Salazar’s older daughter, Lisa Salazar Johnson, says the documentary “corrects a lot of the misconceptions. People think he lived in Boyle Heights, and that he lived a traditional Mexican life. But he lived in a white neighborhood in Santa Ana. He ate steak. He didn’t drink tequila.”

And for the first time, there is some sense of closure regarding the circumstances surrounding his death. Though the Salazar family went on to file a wrongful-death suit against Los Angeles County, and accepted a $700,000 settlement, it never felt justice was done. (Today both daughters remain suspicious; for instance, they believe their father was under surveillance.)
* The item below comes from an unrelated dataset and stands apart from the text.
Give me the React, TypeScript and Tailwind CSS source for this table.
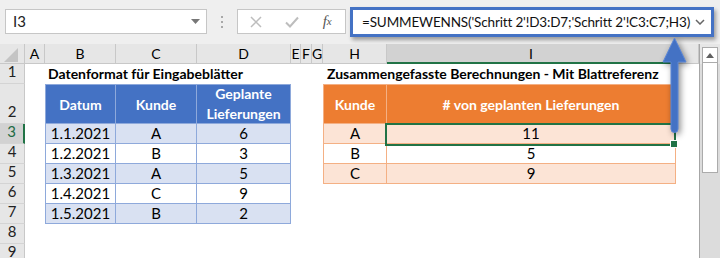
import React from "react"

const FONT = { fontFamily: "Lato, 'Open Sans', sans-serif" }

const colW = [25, 20, 71, 81, 94, 10, 11, 11, 64, 289, 23]
const colNames = ["", "A", "B", "C", "D", "E", "F", "G", "H", "I", ""]

type CellProps = {
  w: number
  className?: string
  children?: React.ReactNode
}

function Cell({ w, className = "", children }: CellProps) {
  return (
    <div className={`shrink-0 flex items-center justify-center ${className}`} style={{ width: w }}>
      {children}
    </div>
  )
}

const left = [
  ["1.1.2021", "A", "6"],
  ["1.2.2021", "B", "3"],
  ["1.3.2021", "A", "5"],
  ["1.4.2021", "C", "9"],
  ["1.5.2021", "B", "2"],
]

const right = [
  ["A", "11"],
  ["B", "5"],
  ["C", "9"],
]

function RowHead({ n, h, active }: { n: number; h: number; active?: boolean }) {
  return (
    <div
      className={`shrink-0 w-[25px] flex items-end justify-center border-b border-[#d4d4d4] text-[15px] pb-[1px] ${
        active ? "bg-[#d2d2d2] border-r-2 border-r-[#217346] text-[#1e6b43]" : "bg-[#e6e6e6] border-r border-r-[#c8c8c8] text-[#222]"
      }`}
      style={{ height: h }}
    >
      {n}
    </div>
  )
}

export default function App() {
  const leftBody = "border-r border-b border-[#8ea9db]"
  const rightBody = "border-r border-b border-[#f4b084]"

  return (
    <div className="relative w-[720px] h-[258px] overflow-hidden bg-white text-[15px] text-black" style={FONT}>
      {/* Formula bar */}
      <div className="h-[44px] bg-[#efefef] flex items-start pt-[9px]">
        <div className="ml-[5px] w-[202px] h-[25px] bg-white border border-[#c6c6c6] flex items-center pl-[7px] pr-[6px] text-[#222]">
          <span className="flex-1 text-[15px]">I3</span>
          <svg width="9" height="5" viewBox="0 0 9 5"><path d="M0 0h9L4.5 5z" fill="#777" /></svg>
        </div>
        <div className="w-[30px] h-[25px] flex flex-col items-center justify-center gap-[3px]">
          <div className="w-[2px] h-[2px] bg-[#a8a8a8]" />
          <div className="w-[2px] h-[2px] bg-[#a8a8a8]" />
          <div className="w-[2px] h-[2px] bg-[#a8a8a8]" />
        </div>
        <div className="w-[109px] h-[25px] bg-white border border-[#c6c6c6] flex items-center">
          <div className="w-[36px] flex justify-center">
            <svg width="12" height="12" viewBox="0 0 12 12"><path d="M1 1l10 10M11 1L1 11" stroke="#bdbdbd" strokeWidth="1.5" /></svg>
          </div>
          <div className="w-[36px] flex justify-center">
            <svg width="14" height="12" viewBox="0 0 14 12"><path d="M1 6.5l4 4L13 1.5" stroke="#bdbdbd" strokeWidth="2" fill="none" /></svg>
          </div>
          <div className="w-[36px] flex justify-center text-[#555] italic text-[15px]" style={{ fontFamily: "'Liberation Serif', serif" }}>
            f<span className="text-[11px] mt-[3px]">x</span>
          </div>
        </div>
        <div className="ml-[4px] -mt-[2px] w-[364px] h-[30px] bg-white border-[3px] border-[#4472c4] shadow-[2px_3px_4px_rgba(0,0,0,0.35)] flex items-center pl-[9px] pr-[6px]">
          <span className="flex-1 min-w-0 text-[13.5px] tracking-[-0.15px] text-[#111] whitespace-nowrap">=SUMMEWENNS('Schritt 2'!D3:D7;'Schritt 2'!C3:C7;H3)</span>
          <svg width="10" height="6" viewBox="0 0 10 6" className="shrink-0"><path d="M1 1l4 4 4-4" stroke="#666" strokeWidth="1.5" fill="none" /></svg>
        </div>
      </div>

      {/* Column headers */}
      <div className="flex h-[20px]">
        {colNames.map((c, i) => (
          <Cell
            key={i}
            w={colW[i]}
            className={`h-[20px] border-r border-[#c8c8c8] text-[14px] ${
              c === "I" ? "bg-[#d2d2d2] border-b-2 border-b-[#217346]" : "bg-[#e6e6e6] border-b border-b-[#c8c8c8]"
            }`}
          >
            {i === 0 ? (
              <svg width="14" height="14" viewBox="0 0 14 14" className="ml-[-2px] mt-[2px]"><path d="M14 0v14H0z" fill="#c4c4c4" /></svg>
            ) : (
              c
            )}
          </Cell>
        ))}
        <div className="flex-1 bg-[#e6e6e6] border-l border-[#a6a6a6]" />
      </div>

      {/* Sheet body */}
      <div className="flex">
        <div className="flex flex-col">
          {/* Row 1 */}
          <div className="flex h-[20px]">
            <RowHead n={1} h={20} />
            <Cell w={20} />
            <div className="w-[246px] shrink-0 pl-[3px] font-bold text-[14px] leading-[20px] whitespace-nowrap">Datenformat für Eingabeblätter</div>
            <Cell w={32} />
            <div className="w-[353px] shrink-0 pl-[4px] font-bold text-[14px] leading-[20px] whitespace-nowrap">Zusammengefasste Berechnungen - Mit Blattreferenz</div>
            <Cell w={23} />
          </div>

          {/* Row 2: headers */}
          <div className="flex h-[40px]">
            <RowHead n={2} h={40} />
            <Cell w={20} />
            <Cell w={71} className="h-[40px] bg-[#4472c4] text-white font-bold text-[14px] border-t border-l border-r border-b border-[#8ea9db]">Datum</Cell>
            <Cell w={81} className="h-[40px] bg-[#4472c4] text-white font-bold text-[14px] border-t border-r border-b border-[#8ea9db]">Kunde</Cell>
            <Cell w={94} className="h-[40px] bg-[#4472c4] text-white font-bold text-[14px] border-t border-r border-b border-[#8ea9db] text-center leading-[20px]">
              Geplante<br />Lieferungen
            </Cell>
            <Cell w={32} />
            <Cell w={64} className="h-[40px] bg-[#ed7d31] text-white font-bold text-[14px] border-t border-l border-r border-b border-[#f4b084]">Kunde</Cell>
            <Cell w={289} className="h-[40px] bg-[#ed7d31] text-white font-bold text-[14px] border-t border-b border-r border-[#f4b084]"># von geplanten Lieferungen</Cell>
            <Cell w={23} />
          </div>

          {/* Rows 3-9 */}
          {[0, 1, 2, 3, 4, 5, 6].map((r) => {
            const l = left[r]
            const rr = right[r]
            const lbg = r % 2 === 0 ? "bg-[#d9e1f2]" : "bg-white"
            const rbg = r % 2 === 0 ? "bg-[#fce4d6]" : "bg-white"
            return (
              <div key={r} className="flex h-[20px]">
                <RowHead n={r + 3} h={20} active={r === 0} />
                <Cell w={20} />
                {l ? (
                  <>
                    <Cell w={71} className={`h-[20px] ${lbg} ${leftBody} border-l`}>{l[0]}</Cell>
                    <Cell w={81} className={`h-[20px] ${lbg} ${leftBody}`}>{l[1]}</Cell>
                    <Cell w={94} className={`h-[20px] ${lbg} ${leftBody}`}>{l[2]}</Cell>
                  </>
                ) : (
                  <Cell w={246} />
                )}
                <Cell w={32} />
                {rr ? (
                  <>
                    <Cell w={64} className={`h-[20px] ${rbg} ${rightBody} border-l`}>{rr[0]}</Cell>
                    <Cell w={289} className={`h-[20px] ${rbg} ${rightBody}`}>{rr[1]}</Cell>
                  </>
                ) : (
                  <Cell w={353} />
                )}
                <Cell w={23} />
              </div>
            )
          })}
        </div>

        {/* Vertical scrollbar */}
        <div className="flex-1 h-[194px] bg-[#dcdcdc] border-l border-[#a6a6a6] flex flex-col items-center">
          <div className="w-[16px] h-[126px] mt-[-17px] bg-white border border-[#ababab] flex flex-col">
            <div className="h-[15px] border-b border-[#ababab] flex items-center justify-center">
              <svg width="8" height="5" viewBox="0 0 8 5"><path d="M0 5L4 0l4 5z" fill="#606060" /></svg>
            </div>
          </div>
        </div>
      </div>

      {/* Active cell selection */}
      <div className="absolute left-[385px] top-[123px] w-[291px] h-[23px] border-2 border-[#217346] pointer-events-none" />
      <div className="absolute left-[671px] top-[141px] w-[6px] h-[6px] bg-[#217346] outline outline-1 outline-white" />

      {/* Arrow */}
      <svg className="absolute left-[658px] top-[34px] drop-shadow-[2px_2px_3px_rgba(0,0,0,0.45)]" width="34" height="100" viewBox="0 0 34 100">
        <path d="M16.5 4L5 28h8v67a3.5 3.5 0 0 0 7 0V28h8z" fill="#4472c4" stroke="#5b86d6" strokeWidth="1" />
      </svg>
    </div>
  )
}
Rodriguez, who spent years making the documentary, and co-producer Jennifer Craig-Kobzik partnered with the Mexican American Legal Defense and Educational Fund to get the Sheriff’s Department to open the case files. “Ruben’s story was mired in so much mystery and conspiracy thinking, it could never before be told with any kind of historicity,” Rodriguez says.

When the files were made available in 2011, Rodriguez and the Salazars found details they hadn’t known, and photos they’d never seen–including disturbing crime-scene images–but no concrete evidence of a conspiracy, large or small.

Among those who went on camera to tell the story: former Deputy Tom Wilson, who fired the tear-gas canister. The documentary concludes that Salazar, who is buried in Corona del Mar’s Pacific View Memorial Park, died because of a tragic mistake.  “Conspiracy theories are very alluring. But finally, ultimately, you’re looking for resolution,” says Rodriguez.

The program speculates about what might have happened to Salazar, had he lived. “Toward the end of his life, some things were changing,” says daughter Lisa. “In a TV interview he gave, he said he felt that he had to advocate [for] a community because no one else was.”

Still, she adds, it’s long felt strange to hear her father constantly referred to as an activist, or a martyr. “Because what he was, was a reporter. He was on the beat.”